- Your objective:
Leave the pictures out, and retype all of the material exactly as written.

[START]

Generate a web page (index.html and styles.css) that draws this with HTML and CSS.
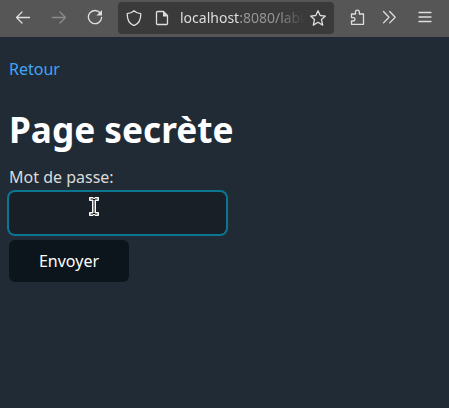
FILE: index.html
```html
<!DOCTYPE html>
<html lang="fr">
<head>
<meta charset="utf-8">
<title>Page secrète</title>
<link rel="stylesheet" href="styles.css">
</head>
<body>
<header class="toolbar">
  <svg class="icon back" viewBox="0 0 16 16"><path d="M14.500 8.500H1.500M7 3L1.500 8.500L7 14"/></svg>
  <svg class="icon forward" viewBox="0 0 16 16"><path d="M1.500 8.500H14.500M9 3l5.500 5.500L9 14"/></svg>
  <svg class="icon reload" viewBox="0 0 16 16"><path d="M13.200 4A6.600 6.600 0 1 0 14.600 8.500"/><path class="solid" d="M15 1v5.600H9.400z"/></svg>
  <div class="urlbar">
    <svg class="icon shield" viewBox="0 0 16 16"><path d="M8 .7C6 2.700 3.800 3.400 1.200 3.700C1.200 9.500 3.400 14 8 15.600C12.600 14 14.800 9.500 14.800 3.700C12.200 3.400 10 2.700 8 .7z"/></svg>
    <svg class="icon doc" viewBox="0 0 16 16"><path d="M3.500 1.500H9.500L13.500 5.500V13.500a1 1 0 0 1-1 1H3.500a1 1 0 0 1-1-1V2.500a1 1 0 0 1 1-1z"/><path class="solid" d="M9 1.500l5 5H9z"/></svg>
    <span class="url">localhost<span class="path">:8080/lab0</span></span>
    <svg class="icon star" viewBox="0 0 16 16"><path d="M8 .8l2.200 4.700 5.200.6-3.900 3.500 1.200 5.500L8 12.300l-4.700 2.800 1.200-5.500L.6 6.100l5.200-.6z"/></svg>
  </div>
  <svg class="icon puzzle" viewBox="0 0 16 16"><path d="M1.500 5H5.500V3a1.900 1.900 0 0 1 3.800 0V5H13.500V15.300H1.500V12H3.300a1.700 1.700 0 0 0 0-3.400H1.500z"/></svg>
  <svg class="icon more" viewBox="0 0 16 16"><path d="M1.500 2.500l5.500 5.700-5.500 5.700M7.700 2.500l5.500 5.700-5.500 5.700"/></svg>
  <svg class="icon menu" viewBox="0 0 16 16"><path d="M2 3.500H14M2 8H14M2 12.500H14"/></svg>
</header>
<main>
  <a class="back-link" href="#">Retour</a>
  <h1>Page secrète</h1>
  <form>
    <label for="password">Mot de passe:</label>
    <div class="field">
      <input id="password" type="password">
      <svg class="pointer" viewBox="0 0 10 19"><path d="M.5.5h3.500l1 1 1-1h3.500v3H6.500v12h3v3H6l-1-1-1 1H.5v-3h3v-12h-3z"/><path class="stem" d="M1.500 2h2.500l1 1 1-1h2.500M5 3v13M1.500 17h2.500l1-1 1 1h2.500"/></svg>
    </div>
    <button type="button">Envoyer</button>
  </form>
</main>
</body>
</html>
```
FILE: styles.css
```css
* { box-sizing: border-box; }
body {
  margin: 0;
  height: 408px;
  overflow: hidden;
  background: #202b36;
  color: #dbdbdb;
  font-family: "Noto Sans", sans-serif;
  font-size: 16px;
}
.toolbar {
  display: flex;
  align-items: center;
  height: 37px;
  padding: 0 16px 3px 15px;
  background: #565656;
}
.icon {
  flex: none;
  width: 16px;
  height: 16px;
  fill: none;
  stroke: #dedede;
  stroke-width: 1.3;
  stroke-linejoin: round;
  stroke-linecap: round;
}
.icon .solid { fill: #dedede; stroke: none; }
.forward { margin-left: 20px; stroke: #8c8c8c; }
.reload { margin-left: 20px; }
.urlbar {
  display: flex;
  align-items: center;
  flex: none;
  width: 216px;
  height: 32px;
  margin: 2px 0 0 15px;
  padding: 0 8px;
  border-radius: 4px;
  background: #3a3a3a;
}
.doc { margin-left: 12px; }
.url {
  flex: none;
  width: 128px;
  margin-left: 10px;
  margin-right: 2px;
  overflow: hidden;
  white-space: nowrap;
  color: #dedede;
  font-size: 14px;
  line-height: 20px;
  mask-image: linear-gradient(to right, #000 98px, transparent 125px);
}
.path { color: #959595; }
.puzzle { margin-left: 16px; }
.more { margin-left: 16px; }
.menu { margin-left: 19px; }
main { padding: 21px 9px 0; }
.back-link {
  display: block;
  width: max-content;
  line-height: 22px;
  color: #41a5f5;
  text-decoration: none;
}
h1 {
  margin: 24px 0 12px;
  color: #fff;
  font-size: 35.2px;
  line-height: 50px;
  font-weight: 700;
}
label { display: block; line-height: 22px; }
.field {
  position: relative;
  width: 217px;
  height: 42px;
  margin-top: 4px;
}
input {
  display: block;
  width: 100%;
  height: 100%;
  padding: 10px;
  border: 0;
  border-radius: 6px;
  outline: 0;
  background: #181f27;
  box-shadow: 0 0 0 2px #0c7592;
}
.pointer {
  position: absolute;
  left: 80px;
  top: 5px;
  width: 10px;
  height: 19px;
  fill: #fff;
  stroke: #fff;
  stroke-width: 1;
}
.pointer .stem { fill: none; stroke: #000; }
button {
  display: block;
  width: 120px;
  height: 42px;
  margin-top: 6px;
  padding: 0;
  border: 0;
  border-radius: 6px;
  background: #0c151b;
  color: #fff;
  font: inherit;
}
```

[END]

- Task result:
Generate a web page (index.html and styles.css) that draws this with HTML and CSS.
FILE: index.html
```html
<!DOCTYPE html>
<html lang="fr">
<head>
<meta charset="utf-8">
<title>Page secrète</title>
<link rel="stylesheet" href="styles.css">
</head>
<body>
<header class="toolbar">
  <svg class="icon back" viewBox="0 0 16 16"><path d="M14.500 8.500H1.500M7 3L1.500 8.500L7 14"/></svg>
  <svg class="icon forward" viewBox="0 0 16 16"><path d="M1.500 8.500H14.500M9 3l5.500 5.500L9 14"/></svg>
  <svg class="icon reload" viewBox="0 0 16 16"><path d="M13.200 4A6.600 6.600 0 1 0 14.600 8.500"/><path class="solid" d="M15 1v5.600H9.400z"/></svg>
  <div class="urlbar">
    <svg class="icon shield" viewBox="0 0 16 16"><path d="M8 .7C6 2.700 3.800 3.400 1.200 3.700C1.200 9.500 3.400 14 8 15.600C12.600 14 14.800 9.500 14.800 3.700C12.200 3.400 10 2.700 8 .7z"/></svg>
    <svg class="icon doc" viewBox="0 0 16 16"><path d="M3.500 1.500H9.500L13.500 5.500V13.500a1 1 0 0 1-1 1H3.500a1 1 0 0 1-1-1V2.500a1 1 0 0 1 1-1z"/><path class="solid" d="M9 1.500l5 5H9z"/></svg>
    <span class="url">localhost<span class="path">:8080/lab0</span></span>
    <svg class="icon star" viewBox="0 0 16 16"><path d="M8 .8l2.200 4.700 5.200.6-3.900 3.500 1.200 5.500L8 12.300l-4.700 2.800 1.200-5.500L.6 6.100l5.200-.6z"/></svg>
  </div>
  <svg class="icon puzzle" viewBox="0 0 16 16"><path d="M1.500 5H5.500V3a1.900 1.900 0 0 1 3.800 0V5H13.500V15.300H1.500V12H3.300a1.700 1.700 0 0 0 0-3.400H1.500z"/></svg>
  <svg class="icon more" viewBox="0 0 16 16"><path d="M1.500 2.500l5.500 5.700-5.500 5.700M7.700 2.500l5.500 5.700-5.500 5.700"/></svg>
  <svg class="icon menu" viewBox="0 0 16 16"><path d="M2 3.500H14M2 8H14M2 12.500H14"/></svg>
</header>
<main>
  <a class="back-link" href="#">Retour</a>
  <h1>Page secrète</h1>
  <form>
    <label for="password">Mot de passe:</label>
    <div class="field">
      <input id="password" type="password">
      <svg class="pointer" viewBox="0 0 10 19"><path d="M.5.5h3.500l1 1 1-1h3.500v3H6.500v12h3v3H6l-1-1-1 1H.5v-3h3v-12h-3z"/><path class="stem" d="M1.500 2h2.500l1 1 1-1h2.500M5 3v13M1.500 17h2.500l1-1 1 1h2.500"/></svg>
    </div>
    <button type="button">Envoyer</button>
  </form>
</main>
</body>
</html>
```
FILE: styles.css
```css
* { box-sizing: border-box; }
body {
  margin: 0;
  height: 408px;
  overflow: hidden;
  background: #202b36;
  color: #dbdbdb;
  font-family: "Noto Sans", sans-serif;
  font-size: 16px;
}
.toolbar {
  display: flex;
  align-items: center;
  height: 37px;
  padding: 0 16px 3px 15px;
  background: #565656;
}
.icon {
  flex: none;
  width: 16px;
  height: 16px;
  fill: none;
  stroke: #dedede;
  stroke-width: 1.3;
  stroke-linejoin: round;
  stroke-linecap: round;
}
.icon .solid { fill: #dedede; stroke: none; }
.forward { margin-left: 20px; stroke: #8c8c8c; }
.reload { margin-left: 20px; }
.urlbar {
  display: flex;
  align-items: center;
  flex: none;
  width: 216px;
  height: 32px;
  margin: 2px 0 0 15px;
  padding: 0 8px;
  border-radius: 4px;
  background: #3a3a3a;
}
.doc { margin-left: 12px; }
.url {
  flex: none;
  width: 128px;
  margin-left: 10px;
  margin-right: 2px;
  overflow: hidden;
  white-space: nowrap;
  color: #dedede;
  font-size: 14px;
  line-height: 20px;
  mask-image: linear-gradient(to right, #000 98px, transparent 125px);
}
.path { color: #959595; }
.puzzle { margin-left: 16px; }
.more { margin-left: 16px; }
.menu { margin-left: 19px; }
main { padding: 21px 9px 0; }
.back-link {
  display: block;
  width: max-content;
  line-height: 22px;
  color: #41a5f5;
  text-decoration: none;
}
h1 {
  margin: 24px 0 12px;
  color: #fff;
  font-size: 35.2px;
  line-height: 50px;
  font-weight: 700;
}
label { display: block; line-height: 22px; }
.field {
  position: relative;
  width: 217px;
  height: 42px;
  margin-top: 4px;
}
input {
  display: block;
  width: 100%;
  height: 100%;
  padding: 10px;
  border: 0;
  border-radius: 6px;
  outline: 0;
  background: #181f27;
  box-shadow: 0 0 0 2px #0c7592;
}
.pointer {
  position: absolute;
  left: 80px;
  top: 5px;
  width: 10px;
  height: 19px;
  fill: #fff;
  stroke: #fff;
  stroke-width: 1;
}
.pointer .stem { fill: none; stroke: #000; }
button {
  display: block;
  width: 120px;
  height: 42px;
  margin-top: 6px;
  padding: 0;
  border: 0;
  border-radius: 6px;
  background: #0c151b;
  color: #fff;
  font: inherit;
}
```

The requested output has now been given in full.